Hiatos

O tempo matura, faz a cura das coisas. Como se faz com a picanha e com certos queijos. Cura também feridas.

O tempo envelhece as coisas. Como o faz também aos vinhos.

O tempo é feito de hiatos. Alguns, mais longos que outros, podem ter um amargor denso e um toque de aspereza. Outros são tão curtos que é comum passarem despercebidos e emendarem-se ao próximo intervalo, como se o tempo fosse um contínuo de vazios ou de acontecimentos. Essas situações podem não ser saudáveis. Hiatos são intervalos entre atividades e isso é a vida, mas os intervalos não são ervas daninhas a serem arrancadas. Pelo contrário.

O tempo se assemelha a uma rede de pesca. Sem os vazios não teria serventia na captura dos peixes. Sem os fios, semelhantemente, não existiria a rede. Dependem do tamanho dos vazados da rede os peixes que serão capturados. Peixes grandes demais ficam retidos na existência e peixes menores passam por ela. O pescado diário é tudo aquilo que existe no dia a dia. Pescar com sabedoria é viver melhor, é aumentar a qualidade da pesca. Para isso, precisamos tecer com consciência nossa rede, dimensionando bem os fios e o espaçamento temporal entre eles.

A utilidade desta metáfora reside na otimização da rede para cada circunstância. A vida precisa de “espaços vazios” de diversos tamanhos para ser salutar com nossa psique. Às vezes precisamos dar um tempo grande em algum assunto. Um final de semana sem pensar num certo problema, três dias sem trabalhar em determinado projeto, uma semana sem conversar com tal pessoa. Assim, peixes pequenos – que antes caiam cansativamente em nossa rede – podem passar direto e ir embora. Ao verificar a pesca, nos assustamos ao ver que é diferente daquela que estávamos acostumados. Os peixes grandes continuam lá, mas é a ausência dos incontáveis peixes pequenos que nos chama a atenção. Estávamos tão familiarizados com os pequenos que achávamos que não existia pesca sem eles. A importância aqui está no que se deixa ir com este tipo de hiato, não nos peixes grandes.

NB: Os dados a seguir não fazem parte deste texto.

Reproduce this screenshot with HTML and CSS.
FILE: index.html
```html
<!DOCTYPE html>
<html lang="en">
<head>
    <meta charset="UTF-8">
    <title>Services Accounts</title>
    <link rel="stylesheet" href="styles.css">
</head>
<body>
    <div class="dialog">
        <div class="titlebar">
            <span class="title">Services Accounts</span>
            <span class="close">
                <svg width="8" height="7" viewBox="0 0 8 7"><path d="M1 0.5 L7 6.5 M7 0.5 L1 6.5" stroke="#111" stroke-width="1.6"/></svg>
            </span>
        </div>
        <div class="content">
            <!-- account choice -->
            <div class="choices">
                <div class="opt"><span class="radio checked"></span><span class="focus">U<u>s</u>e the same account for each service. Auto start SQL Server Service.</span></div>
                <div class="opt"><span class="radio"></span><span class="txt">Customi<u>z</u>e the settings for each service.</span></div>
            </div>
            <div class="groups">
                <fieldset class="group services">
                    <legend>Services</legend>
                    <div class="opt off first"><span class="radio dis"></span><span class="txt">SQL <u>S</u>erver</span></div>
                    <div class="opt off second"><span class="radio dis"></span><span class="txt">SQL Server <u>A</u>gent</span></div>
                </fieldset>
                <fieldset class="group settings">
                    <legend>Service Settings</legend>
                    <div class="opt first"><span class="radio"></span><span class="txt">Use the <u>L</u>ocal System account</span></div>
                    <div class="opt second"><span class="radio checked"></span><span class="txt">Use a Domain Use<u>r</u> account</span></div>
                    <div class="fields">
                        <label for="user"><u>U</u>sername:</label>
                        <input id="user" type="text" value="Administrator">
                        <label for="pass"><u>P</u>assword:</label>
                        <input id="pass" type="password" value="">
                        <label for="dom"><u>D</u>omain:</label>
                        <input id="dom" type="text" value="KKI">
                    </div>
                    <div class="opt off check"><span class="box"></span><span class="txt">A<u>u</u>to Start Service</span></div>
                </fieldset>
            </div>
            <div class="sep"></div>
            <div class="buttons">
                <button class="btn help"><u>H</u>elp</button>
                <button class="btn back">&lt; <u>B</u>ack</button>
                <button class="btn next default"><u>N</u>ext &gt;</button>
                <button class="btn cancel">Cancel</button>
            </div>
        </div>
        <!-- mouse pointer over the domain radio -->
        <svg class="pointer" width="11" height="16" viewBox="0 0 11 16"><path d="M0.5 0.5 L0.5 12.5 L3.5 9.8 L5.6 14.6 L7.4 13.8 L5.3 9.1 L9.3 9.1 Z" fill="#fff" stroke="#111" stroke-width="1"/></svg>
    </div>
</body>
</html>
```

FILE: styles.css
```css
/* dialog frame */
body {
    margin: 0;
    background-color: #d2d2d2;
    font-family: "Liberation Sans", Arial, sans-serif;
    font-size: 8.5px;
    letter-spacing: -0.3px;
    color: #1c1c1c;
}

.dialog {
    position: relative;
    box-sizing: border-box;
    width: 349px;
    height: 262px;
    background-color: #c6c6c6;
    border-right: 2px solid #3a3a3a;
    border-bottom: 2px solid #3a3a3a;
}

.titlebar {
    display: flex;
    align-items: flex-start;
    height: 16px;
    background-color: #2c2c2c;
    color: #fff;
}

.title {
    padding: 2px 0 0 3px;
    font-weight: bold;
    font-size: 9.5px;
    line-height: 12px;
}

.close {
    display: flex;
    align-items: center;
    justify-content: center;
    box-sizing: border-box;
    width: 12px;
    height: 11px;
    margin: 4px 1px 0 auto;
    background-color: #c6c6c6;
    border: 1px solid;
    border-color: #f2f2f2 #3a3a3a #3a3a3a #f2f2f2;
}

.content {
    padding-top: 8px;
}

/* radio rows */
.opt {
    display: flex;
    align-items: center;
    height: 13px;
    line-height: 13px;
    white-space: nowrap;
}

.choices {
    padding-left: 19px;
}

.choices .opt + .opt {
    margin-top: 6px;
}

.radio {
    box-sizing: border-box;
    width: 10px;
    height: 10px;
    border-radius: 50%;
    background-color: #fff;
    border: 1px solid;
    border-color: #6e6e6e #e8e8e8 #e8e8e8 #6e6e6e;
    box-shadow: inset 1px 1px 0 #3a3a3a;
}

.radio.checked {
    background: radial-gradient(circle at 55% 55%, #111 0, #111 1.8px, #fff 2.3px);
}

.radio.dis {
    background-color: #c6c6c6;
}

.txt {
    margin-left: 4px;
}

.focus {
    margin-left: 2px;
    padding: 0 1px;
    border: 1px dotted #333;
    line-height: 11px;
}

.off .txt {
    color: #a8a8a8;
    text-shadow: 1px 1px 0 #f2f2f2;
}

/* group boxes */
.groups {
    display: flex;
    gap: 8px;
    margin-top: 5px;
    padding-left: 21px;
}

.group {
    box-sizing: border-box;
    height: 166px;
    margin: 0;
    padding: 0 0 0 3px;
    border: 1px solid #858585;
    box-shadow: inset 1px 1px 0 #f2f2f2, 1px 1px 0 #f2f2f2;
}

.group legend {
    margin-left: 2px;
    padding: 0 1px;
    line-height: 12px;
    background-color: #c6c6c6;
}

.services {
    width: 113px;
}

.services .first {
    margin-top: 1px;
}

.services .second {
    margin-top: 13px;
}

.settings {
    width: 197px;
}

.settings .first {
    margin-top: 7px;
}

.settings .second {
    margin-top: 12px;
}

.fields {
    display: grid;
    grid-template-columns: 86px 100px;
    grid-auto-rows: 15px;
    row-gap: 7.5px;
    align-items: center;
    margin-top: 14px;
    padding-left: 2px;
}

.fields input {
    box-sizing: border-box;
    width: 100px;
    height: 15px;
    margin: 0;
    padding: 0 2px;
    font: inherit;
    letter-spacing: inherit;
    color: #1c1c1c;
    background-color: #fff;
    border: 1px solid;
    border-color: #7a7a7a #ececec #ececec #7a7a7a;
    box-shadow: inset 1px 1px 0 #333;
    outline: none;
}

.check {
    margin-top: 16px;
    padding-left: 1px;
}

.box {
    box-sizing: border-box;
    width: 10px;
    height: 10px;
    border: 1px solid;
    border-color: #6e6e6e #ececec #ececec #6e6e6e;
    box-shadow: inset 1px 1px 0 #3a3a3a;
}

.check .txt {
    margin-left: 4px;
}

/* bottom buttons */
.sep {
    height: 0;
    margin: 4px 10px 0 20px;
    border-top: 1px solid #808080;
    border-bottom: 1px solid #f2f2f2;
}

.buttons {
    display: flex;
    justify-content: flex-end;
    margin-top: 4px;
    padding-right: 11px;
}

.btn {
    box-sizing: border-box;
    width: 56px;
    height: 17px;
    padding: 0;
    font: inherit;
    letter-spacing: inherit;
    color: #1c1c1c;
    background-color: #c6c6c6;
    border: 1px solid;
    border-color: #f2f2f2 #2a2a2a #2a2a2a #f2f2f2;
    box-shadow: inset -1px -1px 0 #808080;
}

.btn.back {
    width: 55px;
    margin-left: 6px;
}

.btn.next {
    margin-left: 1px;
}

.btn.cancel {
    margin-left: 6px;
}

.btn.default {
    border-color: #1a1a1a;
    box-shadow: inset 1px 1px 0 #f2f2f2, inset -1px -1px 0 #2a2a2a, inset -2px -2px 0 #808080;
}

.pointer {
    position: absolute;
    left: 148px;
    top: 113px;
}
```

Há pouco tempo ouvi numa coluna de rádio uma reflexão sobre pequenos problemas. O narrador dizia que são os pequenos aborrecimentos que acabam por nos saturar, pois acontecem sem que seja dada a devida atenção a eles. Em problemas grandes nós trabalhamos, focamos e dedicamos nossa energia. Mas os pequenos muitas vezes são negligenciados pela consciência e vão se acumulando na rede. Quando olhamos a pesca nos damos conta da quantidade de peixes pequenos ali presentes, além dos grandes, e ficamos de saco cheio sem saber exatamente o porquê - pois é a quantidade que vemos, não a cada peixe pequeno de forma isolada, e sentimos essa massa de aborrecimentos em sua totalidade.

Por isso é preciso ser capaz de destacar ausências em situações de muitas presenças. Pra isso, faz-se uso do contraste oferecido pela mudança no tipo da rede de pesca. Usando uma rede com espaços maiores do que o usual, podemos notar a ausência dos peixes pequenos que antes estavam na pesca diariamente. E aí somos capazes de decidir se eles são bons ou ruins. Dando mais tempo do que o de costume a coisas cotidianas e meditando sobre as mudanças que isso nos traz podemos reparar nas ausências. Ausência de pequenos aborrecimentos, cobranças ordinárias, compromissos cotidianos e pesos leves que, de tão comuns, não nos eram percebidos individualmente. E então nos tornamos mais aptos ao autoconhecimento e mais próximos de uma melhoria de vida.